Qubit Efficient Quantum Algorithms for the Vehicle Routing Problem on Noisy Intermediate-Scale Quantum Processors

The vehicle routing problem with time windows (VRPTW) is a common optimization problem faced within the logistics industry. In this work, the use of a previously-introduced qubit encoding scheme is explored to reduce the number of qubits, to evaluate the effectiveness of Noisy Intermediate-Scale Quantum (NISQ) devices when applied to industry relevant optimization problems. A quantum variational approach is applied to a testbed of multiple VRPTW instances ranging from 11 to 3964 routes. These intances are formulated as quadratic unconstrained binary optimization (QUBO) problems based on realistic shipping scenarios.

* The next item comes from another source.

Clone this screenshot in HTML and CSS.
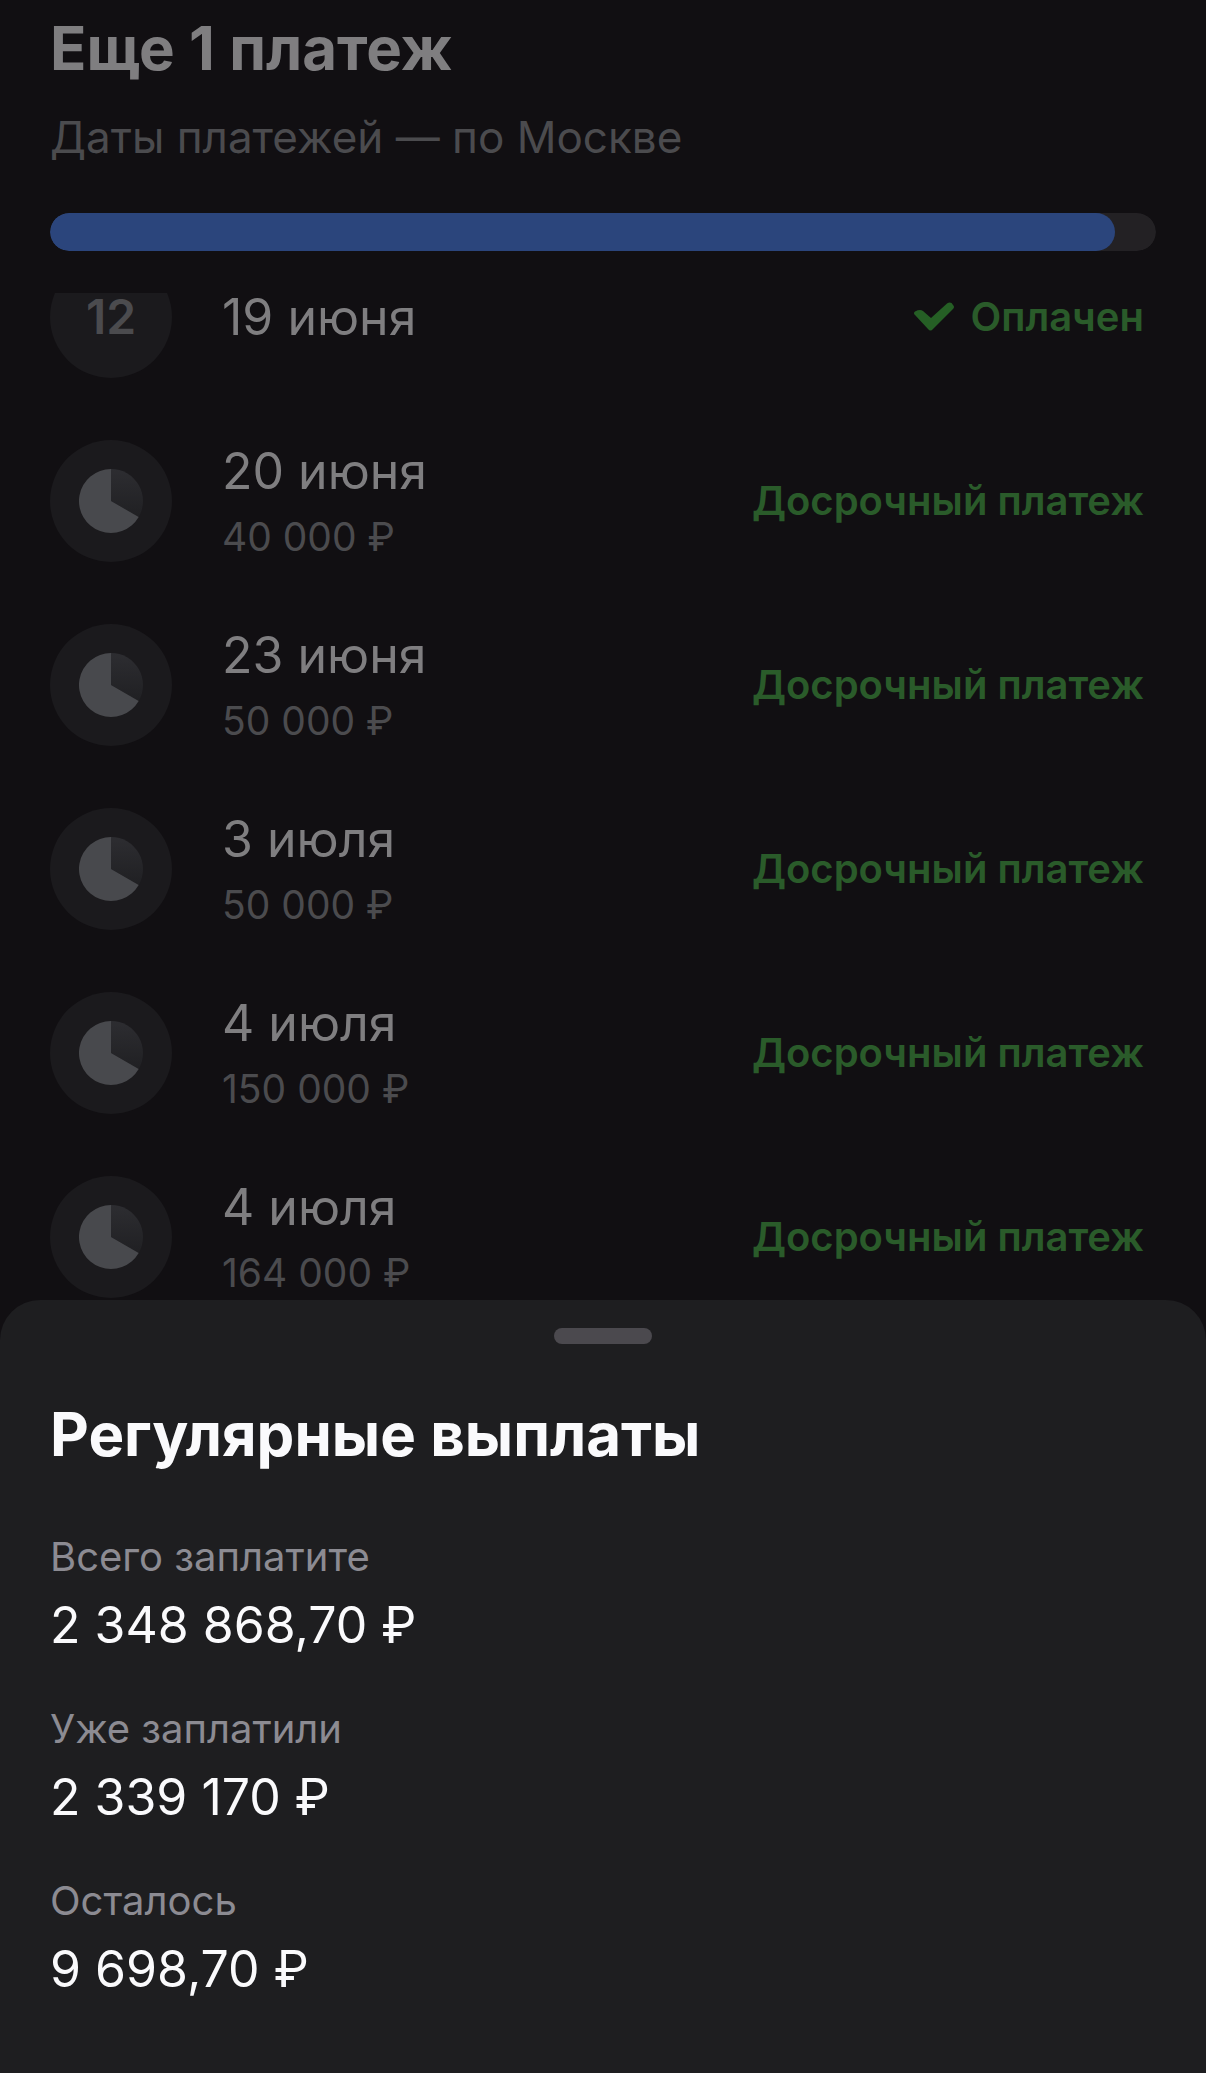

The results are compared with standard binary-to-qubit mappings after executing on simulators as well as various quantum hardware platforms, including IBMQ, AWS (Rigetti), and IonQ. These results are benchmarked against the classical solver, Gurobi. The approach can find approximate solutions to the VRPTW comparable to those obtained from quantum algorithms using the full encoding, despite the reduction in qubits required. These results suggest that using the encoding scheme to fit larger problem sizes into fewer qubits is a promising step in using NISQ devices to find approximate solutions for industry-based optimization problems, although additional resources are still required to eke out the performance from larger problem sizes.